__Data provided__
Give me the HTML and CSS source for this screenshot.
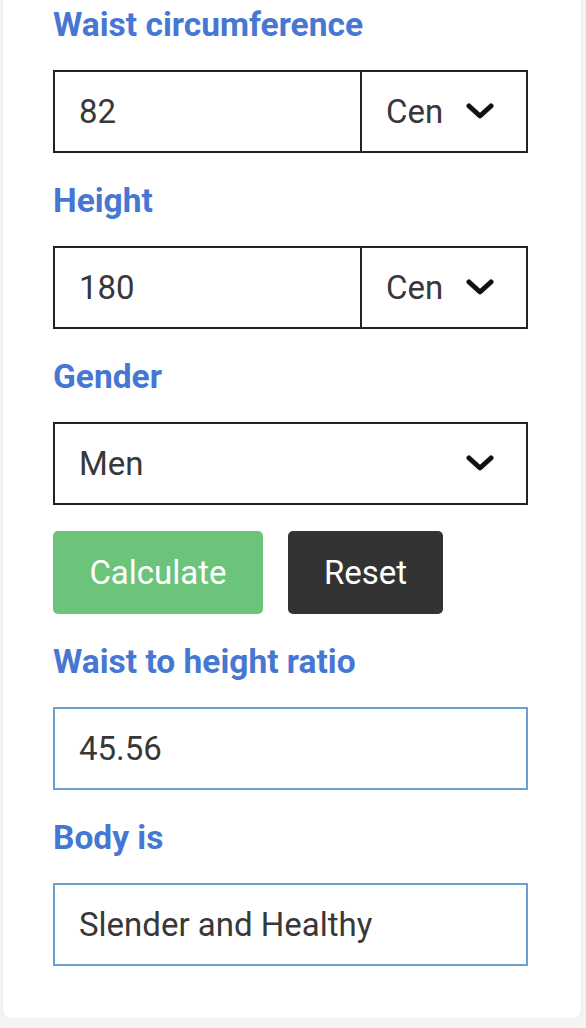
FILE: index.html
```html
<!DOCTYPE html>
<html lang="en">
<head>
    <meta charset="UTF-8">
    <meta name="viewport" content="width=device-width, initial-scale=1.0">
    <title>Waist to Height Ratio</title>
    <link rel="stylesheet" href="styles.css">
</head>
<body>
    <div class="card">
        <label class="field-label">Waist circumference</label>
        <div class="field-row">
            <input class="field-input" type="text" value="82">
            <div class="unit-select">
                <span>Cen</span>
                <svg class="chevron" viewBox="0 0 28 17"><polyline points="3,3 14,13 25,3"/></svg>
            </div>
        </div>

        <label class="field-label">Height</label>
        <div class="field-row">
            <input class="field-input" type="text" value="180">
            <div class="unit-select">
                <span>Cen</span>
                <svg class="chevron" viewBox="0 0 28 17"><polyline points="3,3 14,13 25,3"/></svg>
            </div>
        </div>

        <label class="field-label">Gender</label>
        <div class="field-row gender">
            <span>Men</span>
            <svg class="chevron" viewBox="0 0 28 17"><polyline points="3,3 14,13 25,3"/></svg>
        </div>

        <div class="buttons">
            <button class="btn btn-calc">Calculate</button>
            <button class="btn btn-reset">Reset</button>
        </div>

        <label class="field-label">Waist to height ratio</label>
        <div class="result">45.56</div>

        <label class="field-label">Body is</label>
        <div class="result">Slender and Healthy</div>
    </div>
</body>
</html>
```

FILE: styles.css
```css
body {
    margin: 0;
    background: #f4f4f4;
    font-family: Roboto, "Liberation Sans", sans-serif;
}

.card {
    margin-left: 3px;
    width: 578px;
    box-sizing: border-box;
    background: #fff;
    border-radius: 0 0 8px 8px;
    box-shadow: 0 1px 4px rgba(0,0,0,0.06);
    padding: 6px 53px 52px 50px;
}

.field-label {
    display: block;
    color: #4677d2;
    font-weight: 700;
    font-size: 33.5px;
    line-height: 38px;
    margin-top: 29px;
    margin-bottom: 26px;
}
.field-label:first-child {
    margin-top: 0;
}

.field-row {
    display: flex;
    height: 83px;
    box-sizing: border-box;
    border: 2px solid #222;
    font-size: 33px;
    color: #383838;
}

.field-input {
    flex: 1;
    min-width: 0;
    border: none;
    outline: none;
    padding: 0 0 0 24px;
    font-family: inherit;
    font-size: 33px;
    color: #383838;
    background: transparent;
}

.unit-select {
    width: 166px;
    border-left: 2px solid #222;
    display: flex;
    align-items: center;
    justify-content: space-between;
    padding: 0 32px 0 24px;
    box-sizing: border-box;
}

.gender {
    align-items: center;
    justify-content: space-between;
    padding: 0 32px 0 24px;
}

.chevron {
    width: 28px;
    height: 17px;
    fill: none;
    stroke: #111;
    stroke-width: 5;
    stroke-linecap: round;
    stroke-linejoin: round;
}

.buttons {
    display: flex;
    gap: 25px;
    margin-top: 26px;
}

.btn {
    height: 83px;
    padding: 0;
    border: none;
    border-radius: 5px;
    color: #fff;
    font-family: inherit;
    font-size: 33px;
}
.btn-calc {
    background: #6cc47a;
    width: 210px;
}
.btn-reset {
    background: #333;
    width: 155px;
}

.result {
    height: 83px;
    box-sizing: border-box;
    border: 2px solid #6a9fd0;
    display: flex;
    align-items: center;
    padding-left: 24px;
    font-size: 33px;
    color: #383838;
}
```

__Required task__
Copy out every line of the material above exactly, skipping the pictures.

__Expected answer__
Give me the HTML and CSS source for this screenshot.
FILE: index.html
```html
<!DOCTYPE html>
<html lang="en">
<head>
    <meta charset="UTF-8">
    <meta name="viewport" content="width=device-width, initial-scale=1.0">
    <title>Waist to Height Ratio</title>
    <link rel="stylesheet" href="styles.css">
</head>
<body>
    <div class="card">
        <label class="field-label">Waist circumference</label>
        <div class="field-row">
            <input class="field-input" type="text" value="82">
            <div class="unit-select">
                <span>Cen</span>
                <svg class="chevron" viewBox="0 0 28 17"><polyline points="3,3 14,13 25,3"/></svg>
            </div>
        </div>

        <label class="field-label">Height</label>
        <div class="field-row">
            <input class="field-input" type="text" value="180">
            <div class="unit-select">
                <span>Cen</span>
                <svg class="chevron" viewBox="0 0 28 17"><polyline points="3,3 14,13 25,3"/></svg>
            </div>
        </div>

        <label class="field-label">Gender</label>
        <div class="field-row gender">
            <span>Men</span>
            <svg class="chevron" viewBox="0 0 28 17"><polyline points="3,3 14,13 25,3"/></svg>
        </div>

        <div class="buttons">
            <button class="btn btn-calc">Calculate</button>
            <button class="btn btn-reset">Reset</button>
        </div>

        <label class="field-label">Waist to height ratio</label>
        <div class="result">45.56</div>

        <label class="field-label">Body is</label>
        <div class="result">Slender and Healthy</div>
    </div>
</body>
</html>
```

FILE: styles.css
```css
body {
    margin: 0;
    background: #f4f4f4;
    font-family: Roboto, "Liberation Sans", sans-serif;
}

.card {
    margin-left: 3px;
    width: 578px;
    box-sizing: border-box;
    background: #fff;
    border-radius: 0 0 8px 8px;
    box-shadow: 0 1px 4px rgba(0,0,0,0.06);
    padding: 6px 53px 52px 50px;
}

.field-label {
    display: block;
    color: #4677d2;
    font-weight: 700;
    font-size: 33.5px;
    line-height: 38px;
    margin-top: 29px;
    margin-bottom: 26px;
}
.field-label:first-child {
    margin-top: 0;
}

.field-row {
    display: flex;
    height: 83px;
    box-sizing: border-box;
    border: 2px solid #222;
    font-size: 33px;
    color: #383838;
}

.field-input {
    flex: 1;
    min-width: 0;
    border: none;
    outline: none;
    padding: 0 0 0 24px;
    font-family: inherit;
    font-size: 33px;
    color: #383838;
    background: transparent;
}

.unit-select {
    width: 166px;
    border-left: 2px solid #222;
    display: flex;
    align-items: center;
    justify-content: space-between;
    padding: 0 32px 0 24px;
    box-sizing: border-box;
}

.gender {
    align-items: center;
    justify-content: space-between;
    padding: 0 32px 0 24px;
}

.chevron {
    width: 28px;
    height: 17px;
    fill: none;
    stroke: #111;
    stroke-width: 5;
    stroke-linecap: round;
    stroke-linejoin: round;
}

.buttons {
    display: flex;
    gap: 25px;
    margin-top: 26px;
}

.btn {
    height: 83px;
    padding: 0;
    border: none;
    border-radius: 5px;
    color: #fff;
    font-family: inherit;
    font-size: 33px;
}
.btn-calc {
    background: #6cc47a;
    width: 210px;
}
.btn-reset {
    background: #333;
    width: 155px;
}

.result {
    height: 83px;
    box-sizing: border-box;
    border: 2px solid #6a9fd0;
    display: flex;
    align-items: center;
    padding-left: 24px;
    font-size: 33px;
    color: #383838;
}
```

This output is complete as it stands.